SHORT TASK:
Transcribe all of the material below word for word and leave out its pictures.

══════════════════════════════

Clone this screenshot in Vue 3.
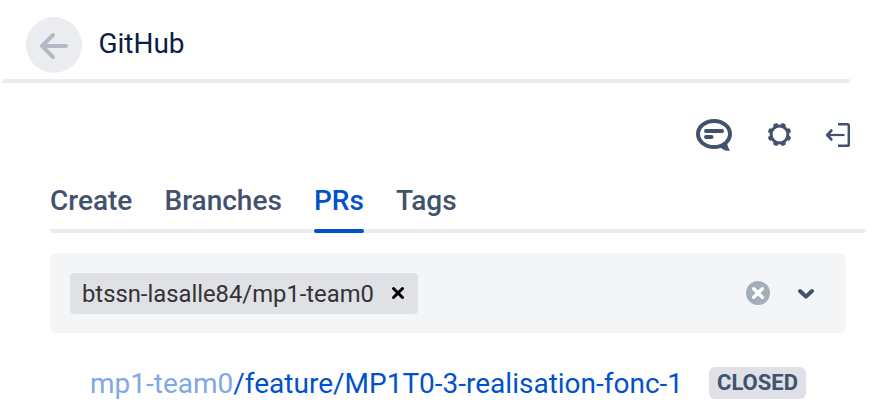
<script setup>
import { ref } from 'vue'

const tabs = ['Create', 'Branches', 'PRs', 'Tags']
const active = ref('PRs')
const teeth = [22.5, 67.5, 112.5, 157.5, 202.5, 247.5, 292.5, 337.5]
</script>

<template>
  <main class="panel">
    <header class="header">
      <button class="back" aria-label="Back">
        <svg width="56" height="56" viewBox="0 0 56 56">
          <path d="M27 18 16 29 27 40M16.500 29H40" fill="none" stroke="#b3bac5" stroke-width="4" stroke-linecap="round" stroke-linejoin="round" />
        </svg>
      </button>
      <h1 class="title">GitHub</h1>
    </header>

    <div class="actions">
      <svg class="chat" width="36" height="34" viewBox="0 0 36 34">
        <ellipse cx="18" cy="16" rx="16" ry="13" fill="none" stroke="#42526e" stroke-width="4" />
        <path d="M24 29 31 23Q31.200 29 34 32.500Q28 33.500 24 29Z" fill="#42526e" />
        <path d="M10 13H26M10 19H15.500" stroke="#42526e" stroke-width="4" stroke-linecap="round" />
      </svg>
      <svg class="gear" width="24" height="24" viewBox="-.5 .5 24 24">
        <circle cx="12" cy="12" r="8.400" fill="none" stroke="#42526e" stroke-width="3" />
        <path v-for="a in teeth" :key="a" d="M9.300 4 9.900 .5Q12 -.3 14.100 .5L14.700 4Z" fill="#42526e" :transform="`rotate(${a} 12 12)`" />
      </svg>
      <svg class="exit" width="26" height="26" viewBox="0 0 26 26">
        <path d="M13 2.200H22.500Q23.800 2.200 23.800 3.500V22.500Q23.800 23.800 22.500 23.800H13" fill="none" stroke="#42526e" stroke-width="2.500" />
        <path d="M2 13H19.500" stroke="#42526e" stroke-width="2.200" />
        <path d="M6.300 8.600 2.300 13 6.300 17.400" fill="none" stroke="#42526e" stroke-width="2.800" stroke-linecap="round" stroke-linejoin="round" />
      </svg>
    </div>

    <nav class="tabs">
      <button v-for="tab in tabs" :key="tab" class="tab" :class="{ active: tab === active }" @click="active = tab">{{ tab }}</button>
    </nav>

    <div class="select">
      <div class="chip">
        <span class="name">btssn-lasalle84/mp1-team0</span>
        <svg width="14" height="14" viewBox="0 0 14 14"><path d="M2.500 2.500 11.500 11.500M11.500 2.500 2.500 11.500" stroke="#000" stroke-width="3" stroke-linecap="round" /></svg>
      </div>
      <div class="controls">
        <svg width="24" height="24" viewBox="0 0 24 24">
          <circle cx="12" cy="12" r="12" fill="#a5adba" />
          <path d="M7.700 7.700 16.300 16.300M16.300 7.700 7.700 16.300" stroke="#fff" stroke-width="3.400" stroke-linecap="round" />
        </svg>
        <svg class="chevron" width="16" height="12" viewBox="0 0 16 12"><path d="M2 3 8 8.600 14 3" fill="none" stroke="#42526e" stroke-width="4" stroke-linecap="round" stroke-linejoin="round" /></svg>
      </div>
    </div>

    <div class="pull">
      <a class="link"><span class="repo">mp1-team0</span>/feature/MP1T0-3-realisation-fonc-1</a>
      <span class="badge">CLOSED</span>
    </div>
  </main>
</template>

<style>
body {
  margin: 0;
  background: #fff;
}
</style>

<style scoped>
.panel {
  box-sizing: border-box;
  width: 880px;
  height: 416px;
  overflow: hidden;
  font-family: Roboto, sans-serif;
  color: #42526e;
}
svg {
  display: block;
  flex: none;
}
button {
  border: 0;
  padding: 0;
  background: none;
  font: inherit;
  color: inherit;
}
.header {
  box-sizing: border-box;
  display: flex;
  width: 848px;
  height: 83px;
  margin-left: 2px;
  padding: 17px 0 0 24px;
  border-bottom: 4px solid #ebecf0;
}
.back {
  width: 56px;
  height: 56px;
  border-radius: 50%;
  background: #ebecf0;
}
.title {
  margin: 11px 0 0 16.400px;
  font-size: 28px;
  line-height: 32px;
  font-weight: 400;
  color: #091e42;
}
.actions {
  display: flex;
  justify-content: flex-end;
  align-items: center;
  height: 34px;
  margin-top: 35px;
  padding-right: 29px;
}
.gear {
  overflow: visible;
  margin-left: 35px;
}
.exit {
  margin-left: 34px;
}
.tabs {
  box-sizing: border-box;
  display: flex;
  gap: 32.150px;
  width: 816px;
  height: 48px;
  margin: 33px 0 0 50px;
  background: linear-gradient(#ebecf0, #ebecf0) bottom / 100% 4px no-repeat;
  border-radius: 2px;
}
.tab {
  position: relative;
  height: 48px;
  padding-bottom: 17px;
  font-size: 28px;
  line-height: 31px;
  font-weight: 500;
}
.active {
  color: #0052cc;
}
.active::after {
  content: '';
  position: absolute;
  inset: auto 0 0;
  height: 4px;
  border-radius: 2px;
  background: #0052cc;
}
.select {
  box-sizing: border-box;
  display: flex;
  align-items: center;
  justify-content: space-between;
  width: 796px;
  height: 80px;
  margin: 20px 0 0 50px;
  padding: 0 32px 0 20px;
  border-radius: 6px;
  background: #f4f5f7;
}
.chip {
  box-sizing: border-box;
  display: flex;
  align-items: center;
  justify-content: space-between;
  width: 348px;
  height: 41px;
  padding: 0 13px 0 12px;
  border-radius: 4px;
  background: #dfe1e6;
  color: #333;
  font-size: 23.800px;
}
.name {
  padding-top: 2px;
}
.controls {
  display: flex;
  align-items: center;
  gap: 28px;
}
.chevron {
  margin-top: 2px;
}
.pull {
  display: flex;
  align-items: center;
  justify-content: space-between;
  width: 716px;
  height: 32px;
  margin: 34px 0 0 90px;
}
.link {
  padding-top: 2px;
  font-size: 28px;
  line-height: 32px;
  white-space: nowrap;
  color: #0052cc;
}
.repo {
  color: #80a8e6;
}
.badge {
  box-sizing: border-box;
  width: 97px;
  height: 32px;
  border-radius: 6px;
  background: #dfe1e6;
  font-size: 22px;
  line-height: 32px;
  font-weight: 700;
  text-align: center;
}
</style>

══════════════════════════════

WORKED ANSWER:
Clone this screenshot in Vue 3.
<script setup>
import { ref } from 'vue'

const tabs = ['Create', 'Branches', 'PRs', 'Tags']
const active = ref('PRs')
const teeth = [22.5, 67.5, 112.5, 157.5, 202.5, 247.5, 292.5, 337.5]
</script>

<template>
  <main class="panel">
    <header class="header">
      <button class="back" aria-label="Back">
        <svg width="56" height="56" viewBox="0 0 56 56">
          <path d="M27 18 16 29 27 40M16.500 29H40" fill="none" stroke="#b3bac5" stroke-width="4" stroke-linecap="round" stroke-linejoin="round" />
        </svg>
      </button>
      <h1 class="title">GitHub</h1>
    </header>

    <div class="actions">
      <svg class="chat" width="36" height="34" viewBox="0 0 36 34">
        <ellipse cx="18" cy="16" rx="16" ry="13" fill="none" stroke="#42526e" stroke-width="4" />
        <path d="M24 29 31 23Q31.200 29 34 32.500Q28 33.500 24 29Z" fill="#42526e" />
        <path d="M10 13H26M10 19H15.500" stroke="#42526e" stroke-width="4" stroke-linecap="round" />
      </svg>
      <svg class="gear" width="24" height="24" viewBox="-.5 .5 24 24">
        <circle cx="12" cy="12" r="8.400" fill="none" stroke="#42526e" stroke-width="3" />
        <path v-for="a in teeth" :key="a" d="M9.300 4 9.900 .5Q12 -.3 14.100 .5L14.700 4Z" fill="#42526e" :transform="`rotate(${a} 12 12)`" />
      </svg>
      <svg class="exit" width="26" height="26" viewBox="0 0 26 26">
        <path d="M13 2.200H22.500Q23.800 2.200 23.800 3.500V22.500Q23.800 23.800 22.500 23.800H13" fill="none" stroke="#42526e" stroke-width="2.500" />
        <path d="M2 13H19.500" stroke="#42526e" stroke-width="2.200" />
        <path d="M6.300 8.600 2.300 13 6.300 17.400" fill="none" stroke="#42526e" stroke-width="2.800" stroke-linecap="round" stroke-linejoin="round" />
      </svg>
    </div>

    <nav class="tabs">
      <button v-for="tab in tabs" :key="tab" class="tab" :class="{ active: tab === active }" @click="active = tab">{{ tab }}</button>
    </nav>

    <div class="select">
      <div class="chip">
        <span class="name">btssn-lasalle84/mp1-team0</span>
        <svg width="14" height="14" viewBox="0 0 14 14"><path d="M2.500 2.500 11.500 11.500M11.500 2.500 2.500 11.500" stroke="#000" stroke-width="3" stroke-linecap="round" /></svg>
      </div>
      <div class="controls">
        <svg width="24" height="24" viewBox="0 0 24 24">
          <circle cx="12" cy="12" r="12" fill="#a5adba" />
          <path d="M7.700 7.700 16.300 16.300M16.300 7.700 7.700 16.300" stroke="#fff" stroke-width="3.400" stroke-linecap="round" />
        </svg>
        <svg class="chevron" width="16" height="12" viewBox="0 0 16 12"><path d="M2 3 8 8.600 14 3" fill="none" stroke="#42526e" stroke-width="4" stroke-linecap="round" stroke-linejoin="round" /></svg>
      </div>
    </div>

    <div class="pull">
      <a class="link"><span class="repo">mp1-team0</span>/feature/MP1T0-3-realisation-fonc-1</a>
      <span class="badge">CLOSED</span>
    </div>
  </main>
</template>

<style>
body {
  margin: 0;
  background: #fff;
}
</style>

<style scoped>
.panel {
  box-sizing: border-box;
  width: 880px;
  height: 416px;
  overflow: hidden;
  font-family: Roboto, sans-serif;
  color: #42526e;
}
svg {
  display: block;
  flex: none;
}
button {
  border: 0;
  padding: 0;
  background: none;
  font: inherit;
  color: inherit;
}
.header {
  box-sizing: border-box;
  display: flex;
  width: 848px;
  height: 83px;
  margin-left: 2px;
  padding: 17px 0 0 24px;
  border-bottom: 4px solid #ebecf0;
}
.back {
  width: 56px;
  height: 56px;
  border-radius: 50%;
  background: #ebecf0;
}
.title {
  margin: 11px 0 0 16.400px;
  font-size: 28px;
  line-height: 32px;
  font-weight: 400;
  color: #091e42;
}
.actions {
  display: flex;
  justify-content: flex-end;
  align-items: center;
  height: 34px;
  margin-top: 35px;
  padding-right: 29px;
}
.gear {
  overflow: visible;
  margin-left: 35px;
}
.exit {
  margin-left: 34px;
}
.tabs {
  box-sizing: border-box;
  display: flex;
  gap: 32.150px;
  width: 816px;
  height: 48px;
  margin: 33px 0 0 50px;
  background: linear-gradient(#ebecf0, #ebecf0) bottom / 100% 4px no-repeat;
  border-radius: 2px;
}
.tab {
  position: relative;
  height: 48px;
  padding-bottom: 17px;
  font-size: 28px;
  line-height: 31px;
  font-weight: 500;
}
.active {
  color: #0052cc;
}
.active::after {
  content: '';
  position: absolute;
  inset: auto 0 0;
  height: 4px;
  border-radius: 2px;
  background: #0052cc;
}
.select {
  box-sizing: border-box;
  display: flex;
  align-items: center;
  justify-content: space-between;
  width: 796px;
  height: 80px;
  margin: 20px 0 0 50px;
  padding: 0 32px 0 20px;
  border-radius: 6px;
  background: #f4f5f7;
}
.chip {
  box-sizing: border-box;
  display: flex;
  align-items: center;
  justify-content: space-between;
  width: 348px;
  height: 41px;
  padding: 0 13px 0 12px;
  border-radius: 4px;
  background: #dfe1e6;
  color: #333;
  font-size: 23.800px;
}
.name {
  padding-top: 2px;
}
.controls {
  display: flex;
  align-items: center;
  gap: 28px;
}
.chevron {
  margin-top: 2px;
}
.pull {
  display: flex;
  align-items: center;
  justify-content: space-between;
  width: 716px;
  height: 32px;
  margin: 34px 0 0 90px;
}
.link {
  padding-top: 2px;
  font-size: 28px;
  line-height: 32px;
  white-space: nowrap;
  color: #0052cc;
}
.repo {
  color: #80a8e6;
}
.badge {
  box-sizing: border-box;
  width: 97px;
  height: 32px;
  border-radius: 6px;
  background: #dfe1e6;
  font-size: 22px;
  line-height: 32px;
  font-weight: 700;
  text-align: center;
}
</style>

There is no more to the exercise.